Shares of Target (TGT) climbed approximately 1.4% during Wednesday’s premarket session following the company’s robust first quarter performance that exceeded analyst projections.
The company reported earnings per share of $1.71, comfortably surpassing the Street’s $1.46 expectation. Total revenue reached $25.44 billion, beating the consensus estimate of $24.66 billion.
Net sales expanded 6.7% compared to the year-ago period. Comparable store sales increased 5.6%, while comparable traffic improved 4.4% versus the first quarter of 2025.
Digital comparable sales registered an 8.9% increase. The most impressive metric within digital channels was same-day delivery, which surged over 27%, driven primarily by the Target Circle 360 membership program.
Revenue from non-merchandise sources jumped nearly 25%. This segment encompasses Roundel—the company’s retail media advertising platform—alongside Target Circle 360 subscription fees and the Target+ third-party marketplace.
Chief Executive Officer Michael Fiddelke characterized the first quarter performance as “stronger than expected” and pointed to “encouraging early signs” that the company’s refreshed strategic approach is resonating with shoppers.
Company Elevates Annual Projections
Target increased its fiscal 2026 net sales growth guidance to roughly 4%, representing a substantial upgrade from the prior 2% estimate.
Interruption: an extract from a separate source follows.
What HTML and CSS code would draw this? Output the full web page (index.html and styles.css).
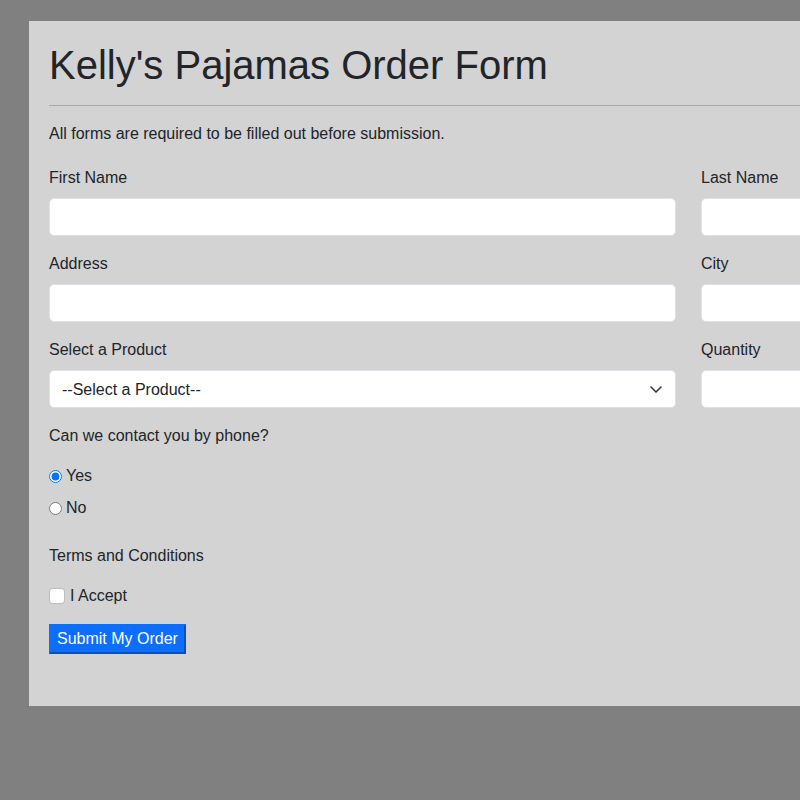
FILE: index.html
```html
<!DOCTYPE html>
<html lang="en">
<head>
<meta charset="utf-8">
<title>Kelly's Pajamas Order Form</title>
<link rel="stylesheet" href="styles.css">
</head>
<body>
<div class="card">
  <h1 class="title">Kelly's Pajamas Order Form</h1>
  <hr class="rule">
  <p class="intro">All forms are required to be filled out before submission.</p>
  <form class="order">
    <div class="grid">
      <div class="field">
        <label class="label" for="first">First Name</label>
        <input class="control" id="first" type="text">
      </div>
      <div class="field">
        <label class="label" for="last">Last Name</label>
        <input class="control" id="last" type="text">
      </div>
      <div class="field">
        <label class="label" for="address">Address</label>
        <input class="control" id="address" type="text">
      </div>
      <div class="field">
        <label class="label" for="city">City</label>
        <input class="control" id="city" type="text">
      </div>
      <div class="field">
        <label class="label" for="product">Select a Product</label>
        <div class="select-wrap">
          <select class="control select" id="product">
            <option>--Select a Product--</option>
          </select>
          <svg class="chevron" width="12" height="7" viewBox="0 0 12 7"><polyline points="1,1 6,6 11,1" fill="none" stroke="#343a40" stroke-width="1.6" stroke-linecap="round" stroke-linejoin="round"/></svg>
        </div>
      </div>
      <div class="field">
        <label class="label" for="qty">Quantity</label>
        <input class="control" id="qty" type="text">
      </div>
    </div>
    <p class="question">Can we contact you by phone?</p>
    <div class="radios">
      <label class="radio-row"><input class="radio" type="radio" name="phone" checked> Yes</label>
      <label class="radio-row"><input class="radio" type="radio" name="phone">No</label>
    </div>
    <p class="question terms">Terms and Conditions</p>
    <label class="check-row"><input class="check" type="checkbox">I Accept</label>
    <button class="submit" type="button">Submit My Order</button>
  </form>
</div>
</body>
</html>
```
FILE: styles.css
```css
html {
  overflow: hidden;
}
body {
  margin: 0;
  background: #808080;
  padding: 21px 0 0 29px;
  font-family: "Liberation Sans", Arial, sans-serif;
  font-size: 16px;
  line-height: 24px;
  color: #212529;
  min-height: 800px;
  box-sizing: border-box;
}
.card {
  width: 1000px;
  background: #d3d3d3;
  padding: 20px 20px 52px 20px;
}
.title {
  margin: 0;
  font-size: 40px;
  line-height: 48px;
  font-weight: 400;
}
.rule {
  margin: 16px 0;
  border: 0;
  border-top: 1px solid #a6a7a8;
  height: 0;
}
.intro {
  margin: 0 0 20px;
}
.order {
  margin: 0;
}
.grid {
  display: grid;
  grid-template-columns: 627px 1fr;
  column-gap: 25px;
  row-gap: 16px;
}
.field {
  display: flex;
  flex-direction: column;
}
.label {
  display: block;
  margin-bottom: 8px;
}
.control {
  box-sizing: border-box;
  height: 38px;
  width: 100%;
  border: 1px solid #dee2e6;
  border-radius: 5px;
  background: #fff;
  padding: 6px 12px;
  font-family: inherit;
  font-size: 16px;
  color: #212529;
  margin: 0;
  outline: none;
}
.select-wrap {
  position: relative;
}
.select {
  appearance: none;
  -webkit-appearance: none;
  padding-right: 36px;
}
.chevron {
  position: absolute;
  right: 14px;
  top: 16px;
  pointer-events: none;
}
.question {
  margin: 16px 0 0;
}
.radios {
  margin-top: 16px;
  display: flex;
  flex-direction: column;
  gap: 8px;
}
.radio-row {
  display: flex;
  align-items: center;
  height: 24px;
}
.radio {
  width: 13px;
  height: 13px;
  margin: 0 4px 0 0;
}
.terms {
  margin-top: 24px;
}
.check-row {
  display: flex;
  align-items: center;
  height: 24px;
  margin-top: 16px;
}
.check {
  appearance: none;
  -webkit-appearance: none;
  width: 16px;
  height: 16px;
  margin: 0 5px 0 0;
  background: #fff;
  border: 1px solid rgba(0, 0, 0, 0.25);
  border-radius: 4px;
  box-sizing: border-box;
}
.submit {
  display: block;
  margin-top: 16px;
  height: 30px;
  padding: 0 6px;
  background: #0d6efd;
  color: #fff;
  font-family: inherit;
  font-size: 16px;
  line-height: 26px;
  border: 2px solid;
  border-color: #0d6efd #0a4fb3 #0a4fb3 #0d6efd;
  border-radius: 0;
}
```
This upward revision carries significant weight for a retailer operating at Target’s scale.
Management now anticipates full-year adjusted earnings per share toward the upper end of its established $7.50 to $8.50 range. The $8.00 midpoint aligns with analyst consensus forecasts.
The company also projected fiscal 2026 operating income margin to exceed its 2025 adjusted rate of 4.6% by more than 20 basis points.
Stock Metrics and Management Trading Activity
Target’s current price-to-earnings multiple stands at 15.65, representing a reasonable valuation within the retail industry. The price-to-sales ratio of 0.55 indicates the shares are trading at a relatively low multiple to revenue.
The company’s GF Score registers 79 out of 100, with profitability earning a 7/10 rating and financial strength scoring 6/10. The growth component scores 4/10, highlighting potential challenges in maintaining the current expansion rate over the long term.
Regarding insider transactions, company executives and directors sold roughly $6.3 million in shares during the most recent three-month period. This activity merits monitoring.
Target’s physical store network handles more than 97% of total sales fulfillment, continuing to serve as the critical infrastructure supporting the company’s digital expansion strategy.
The retail chain operates approximately 2,000 locations nationwide and generated over $104 billion in total sales during fiscal year 2025.
The 4.4% increase in comparable traffic demonstrates genuine customer growth—both in-store visits and app engagement—rather than simply relying on larger transaction sizes per customer.
The Target+ marketplace platform and Roundel advertising business are emerging as increasingly important revenue contributors, with non-merchandise income posting nearly 25% year-over-year growth.
Target’s revised 4% annual net sales growth forecast represents a doubling of the company’s guidance from just three months earlier.